Do you have any guilty food pleasures?
Well, I have more of a fat tooth than a sweet tooth, so I would be more likely to binge on really good cheese or pork belly than on dessert. Bacon is a weakness I have. And Cracker Jack is my junk food of choice, although I would argue that it’s not junk food. It’s a traditional Native American treat. They invented it, supposedly.
As a well-known advocate for healthy eating, when you’re out buying food like Cracker Jack at a grocery store, do you ever feel like you’re under a microscope?
I have had a couple of cases of being recognized in the grocery store. I remember I was at Berkeley Bowl [supermarket], which is a paragon of right-thinking foodies, once. My son was quite young then and on weekends he was allowed to have a sweetened cereal. So I was reaching for the Fruity Pebbles just as this tall, bearded graduate student tapped on my shoulder and said, “I’m watching Michael Pollan shop for groceries.” I was really freaked out. I stayed out of that store for a while.
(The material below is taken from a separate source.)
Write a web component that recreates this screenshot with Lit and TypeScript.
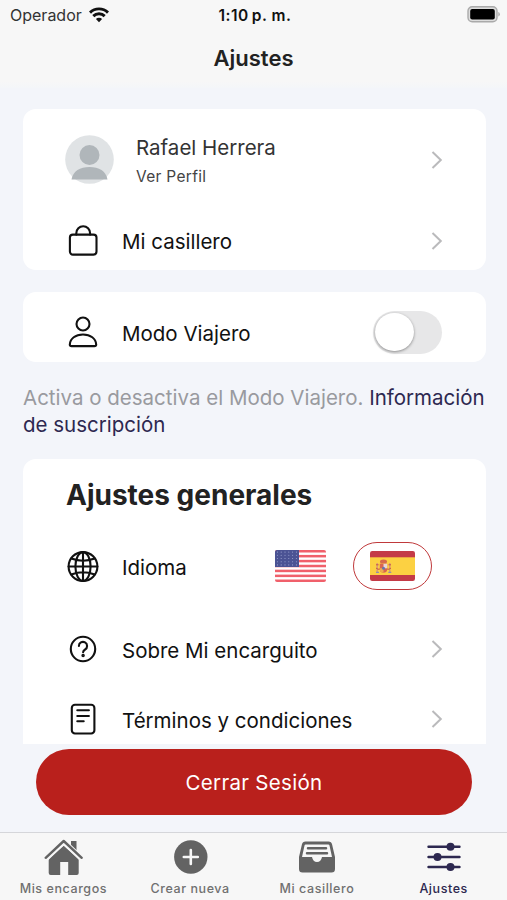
import { LitElement, html, css, svg } from "lit";
import { customElement, property } from "lit/decorators.js";

const icons: Record<string, unknown> = {
  bag: svg`<rect x="2.9" y="9.6" width="26.6" height="20" rx="3"/><path d="M9.3 9.6V8.200a6.900 6.900 0 0 1 13.800 0v1.400"/>`,
  person: svg`<circle cx="16" cy="8" r="6.500"/><path d="M2.800 28.500C3.200 22.500 8.500 18.500 16 18.500s12.800 4 13.200 10q0 1.600-1.800 1.600H4.600q-1.800 0-1.800-1.600Z"/>`,
  globe: svg`<circle cx="16" cy="16.500" r="14.400"/><ellipse cx="16" cy="16.500" rx="7.600" ry="14.400"/><path d="M16 2.100v28.800M1.600 16.500h28.800M4.300 8.500q11.700 4.400 23.400 0M4.300 24.500q11.700-4.400 23.400 0"/>`,
  help: svg`<circle cx="16" cy="16" r="12.200"/><path d="M11.900 13a4.100 4.100 0 1 1 6.200 3.500c-1.500.9-2 1.500-2 2.800"/><circle cx="16.100" cy="22.600" r=".7" fill="#111"/>`,
  doc: svg`<rect x="4.800" y="1.700" width="22.600" height="28.800" rx="3.200"/><path d="M10.300 7.300h11.600M10.300 13h11.600M10.300 18.300h6.400"/>`,
};

const chevron = html`<svg class="chevron" width="14" height="20" viewBox="0 0 14 20"><path d="M2.500 2 10.800 10 2.500 18" fill="none" stroke="#bababc" stroke-width="2"/></svg>`;

@customElement("setting-row")
class SettingRow extends LitElement {
  @property() icon = "";
  @property() label = "";
  static styles = css`
    :host { display: flex; align-items: center; flex: none; padding: 0 42px 0 44px; box-sizing: border-box; }
    .icon { width: 32px; height: 32px; fill: none; stroke: #111; stroke-width: 2.100; stroke-linecap: round; stroke-linejoin: round; flex: none; }
    .label { margin: 2px 0 0 23px; flex: 1; font-size: 20.500px; letter-spacing: 0; color: #111; white-space: nowrap; }
  `;
  render() {
    return html`<svg class="icon" viewBox="0 0 32 32">${icons[this.icon]}</svg>
      <span class="label">${this.label}</span><slot>${chevron}</slot>`;
  }
}

@customElement("app-root")
class AppRoot extends LitElement {
  static styles = css`
    :host { display: flex; flex-direction: column; width: 507px; height: 900px; overflow: hidden; background: #f3f5fa; font-family: Inter, "Liberation Sans", sans-serif; color: #222; }
    * { box-sizing: border-box; }
    .top { height: 88px; flex: none; background: linear-gradient(#f7f7f7 92%, #f4f6f9); }
    .status { display: grid; grid-template-columns: 1fr auto 1fr; align-items: center; height: 30px; padding: 0 7px 0 10px; }
    .carrier { display: flex; align-items: center; gap: 7px; font-size: 16px; color: #333; }
    .time { font-size: 15.500px; font-weight: 600; color: #111; letter-spacing: .5px; white-space: nowrap; }
    .battery { justify-self: end; margin-bottom: 2px; }
    .title { margin: 0; height: 56px; line-height: 56px; text-align: center; font-size: 22px; font-weight: 600; }
    .scroll { height: 656px; flex: none; overflow: hidden; padding: 21px 21px 0 23px; }
    .card { background: #fff; border-radius: 13px; display: flex; flex-direction: column; }
    .account { height: 161px; }
    .profile { height: 102px; padding: 0 42px 0 42px; display: flex; align-items: center; }
    .avatar { margin-bottom: 1px; }
    .who { margin-left: 22px; flex: 1; }
    .name { font-size: 20.500px; line-height: 26px; color: #333; }
    .sub { font-size: 15.500px; line-height: 20px; margin: 6px 0 -1px; letter-spacing: .3px; color: #444; }
    .h59 { height: 59px; }
    .h70 { height: 70px; }
    .traveler { margin-top: 22px; height: 70px; padding-top: 5px; }
    .switch { width: 69px; height: 43px; border-radius: 22px; background: #e7e7e8; padding: 2px; display: flex; margin-right: 2px; }
    .knob { width: 38.500px; height: 38.500px; border-radius: 50%; background: #fff; box-shadow: 0 1px 3px rgba(0,0,0,.4); }
    .note { margin: 22px -10px 0 0; font-size: 20.500px; line-height: 27px; color: #999a9f; white-space: nowrap; }
    .note a { color: #2d2850; }
    .general { margin-top: 21px; height: 310px; }
    .heading { margin: 0; height: 72px; line-height: 73px; padding-left: 43px; font-size: 28px; font-weight: 700; letter-spacing: 0; flex: none; }
    .flags { display: flex; align-items: center; gap: 27px; margin-right: 12px; }
    .pick { width: 79px; height: 48px; border: 1.900px solid #c0393b; border-radius: 24px; display: flex; align-items: center; justify-content: center; }
    .gap { margin-top: 13px; }
    .logout { margin: 5px 35px 0 36px; height: 66px; flex: none; border: 0; border-radius: 33px; background: #b9201c; color: #fff; font: 20.500px Inter, sans-serif; letter-spacing: .3px; }
    .tabs { margin-top: 17px; height: 68px; flex: none; display: grid; grid-template-columns: repeat(4, 1fr); border-top: 1px solid #d5d6da; background: #f7f7f7; }
    .tab { display: flex; flex-direction: column; align-items: center; padding-top: 4px; font-size: 12.500px; font-weight: 500; letter-spacing: .57px; color: #707070; }
    .tab svg { width: 40px; height: 40px; display: block; }
    .tab span { line-height: 16px; margin-top: 4px; }
    .tab.on { color: #2d2850; }
    svg { flex: none; }
  `;

  private usFlag() {
    return html`<svg width="51" height="32" viewBox="0 0 51 32">
      <defs><clipPath id="us"><rect width="51" height="32" rx="2"/></clipPath></defs>
      <g clip-path="url(#us)"><rect width="51" height="32" fill="#fff"/>
      ${[0, 1, 2, 3, 4, 5, 6].map(i => svg`<rect y=${i * 4.92} width="51" height="2.500" fill="#f0606b"/>`)}
      <rect width="24" height="17" fill="#4b5394"/>
      ${[0, 1, 2, 3, 4].map(r => [0, 1, 2, 3, 4, 5].map(c => svg`<circle cx=${2.4 + c * 3.8} cy=${2.1 + r * 3.2} r=".55" fill="#9da5d2"/>`))}</g></svg>`;
  }

  private esFlag() {
    return html`<svg width="45" height="30" viewBox="0 0 45 30">
      <defs><clipPath id="es"><rect width="45" height="30" rx="2.200"/></clipPath></defs>
      <g clip-path="url(#es)"><rect width="45" height="30" fill="#c43b47"/><rect y="6.300" width="45" height="17.700" fill="#fcd142"/></g>
      <path d="M7.200 12v9M19.800 12v9" stroke="#d99b76" stroke-width="1.500"/>
      <path d="M6 13.800h2.600M18.500 13.800H21M6 17q2 2 4 1M21 17q-2 2-4 1" stroke="#c65548" fill="none"/>
      <path d="M6 21.300h3M18.300 21.300h3" stroke="#918dae" stroke-width="1.300"/>
      <path d="M10 11q-.5-2.600 3.500-2.600T17 11l-.8 1.500h-5.400Z" fill="#d76a4b"/>
      <path d="M9.800 12.800h7.400v5.700q-.4 3.200-3.700 3.200t-3.700-3.200Z" fill="#d96550"/>
      <path d="M13.500 12.800h3.700v4.500h-3.700Z" fill="#ead7d5"/><path d="M9.800 17.300h3.700v4.200q-3.500 0-3.700-3.200Z" fill="#edae4e"/>
      <circle cx="13.500" cy="17.200" r="1.500" fill="#6475ad"/></svg>`;
  }

  render() {
    return html`
      <header class="top">
        <div class="status">
          <div class="carrier"><span>Operador</span>
            <svg width="20" height="16" viewBox="0 0 20 16" fill="none" stroke="#111" stroke-width="2.900"><path d="M1 5.600a12.800 12.800 0 0 1 18 0M4.300 9.100a8.100 8.100 0 0 1 11.400 0"/><path d="M10 15.200 6.900 12.100a4.400 4.400 0 0 1 6.200 0Z" fill="#111" stroke="none"/></svg>
          </div>
          <div class="time">1:10&#8201;p. m.</div>
          <svg class="battery" width="33" height="18" viewBox="0 0 33 18"><rect x="1" y="1.700" width="29" height="15" rx="4.200" fill="#ddd" stroke="#aaa" stroke-width="1.400"/><rect x="3.200" y="3.900" width="24.600" height="10.600" rx="2" fill="#000"/><path d="M31.300 7v4.500q1.500-.5 1.500-2.250T31.300 7" fill="#aaa"/></svg>
        </div>
        <h1 class="title">Ajustes</h1>
      </header>
      <main class="scroll">
        <section class="card account">
          <div class="profile">
            <svg class="avatar" width="49" height="49" viewBox="0 0 49 49"><circle cx="24.500" cy="24.500" r="24.300" fill="#e0e3e5"/><circle cx="24.500" cy="20" r="10" fill="#b0b6ba"/><path d="M6.500 44.500C8 36 15 32 24.500 32s16.500 4 18 12.500Z" fill="#b0b6ba"/></svg>
            <div class="who"><div class="name">Rafael Herrera</div><div class="sub">Ver Perfil</div></div>
            ${chevron}
          </div>
          <setting-row class="h59" icon="bag" label="Mi casillero"></setting-row>
        </section>
        <section class="card traveler">
          <setting-row class="h70" icon="person" label="Modo Viajero"><div class="switch"><div class="knob"></div></div></setting-row>
        </section>
        <p class="note">Activa o desactiva el Modo Viajero. <a>Información</a><br><a>de suscripción</a></p>
        <section class="card general">
          <h2 class="heading">Ajustes generales</h2>
          <setting-row class="h70" icon="globe" label="Idioma"><div class="flags">${this.usFlag()}<div class="pick">${this.esFlag()}</div></div></setting-row>
          <setting-row class="h70 gap" icon="help" label="Sobre Mi encarguito"></setting-row>
          <setting-row class="h70" icon="doc" label="Términos y condiciones"></setting-row>
        </section>
      </main>
      <button class="logout">Cerrar Sesión</button>
      <nav class="tabs">
        <div class="tab"><svg viewBox="0 0 40 40" fill="#636363"><path d="M28 4h5.500v12L28 10.700Z"/><path d="M20.700 8.700 35.700 22v14q0 2-2 2h-8.500V25h-8v13H7.700q-2 0-2-2V22Z"/><path d="M2.700 21.800 20.700 4.600l18 17.200" fill="none" stroke="#f7f7f7" stroke-width="5.400"/><path d="M2.700 20.800 20.700 4l18 16.800" fill="none" stroke="#636363" stroke-width="2.400" stroke-linecap="round" stroke-linejoin="round"/></svg><span>Mis encargos</span></div>
        <div class="tab"><svg viewBox="0 0 40 40"><circle cx="20.800" cy="20" r="16.700" fill="#636363"/><path d="M20.800 13v14M13.800 20h14" stroke="#f7f7f7" stroke-width="2.600" stroke-linecap="round"/></svg><span>Crear nueva</span></div>
        <div class="tab"><svg viewBox="0 0 40 40"><path d="M8.500 4.500h23q3 0 3.600 3L38 20v12q0 3.500-3.500 3.500h-29Q2 35.500 2 32V20L4.900 7.500q.6-3 3.600-3Z" fill="#636363"/><path d="M8.700 7.500h22.600q1 0 1.200 1L35 20H25q-1 5-5 5t-5-5H5L7.500 8.500q.2-1 1.200-1Z" fill="#f7f7f7"/><path d="M11 11.300h18M10 16.200h20" stroke="#636363" stroke-width="2.500" stroke-linecap="round"/></svg><span>Mi casillero</span></div>
        <div class="tab on"><svg viewBox="0 0 40 40" stroke="#2d2850" fill="#2d2850" stroke-width="2.400" stroke-linecap="round"><path d="M4.500 9.700h31M4.500 20h31M4.500 30h31"/><circle cx="26.500" cy="9.700" r="2.800"/><circle cx="13.500" cy="20" r="2.800"/><circle cx="26.500" cy="30" r="2.800"/></svg><span>Ajustes</span></div>
      </nav>`;
  }
}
But now I just don’t care. I’m less fanatical than a lot of the people who have read my books think. There’s no right answer. All I hope to do is encourage people to learn about where their food comes from and make truly independent, informed decisions and not be a victim of marketing. That’s it. That’s all I care about. And wherever [people] come out on meat eating or not meat eating or veganism or raw food, as long as it’s considered, I’m thrilled.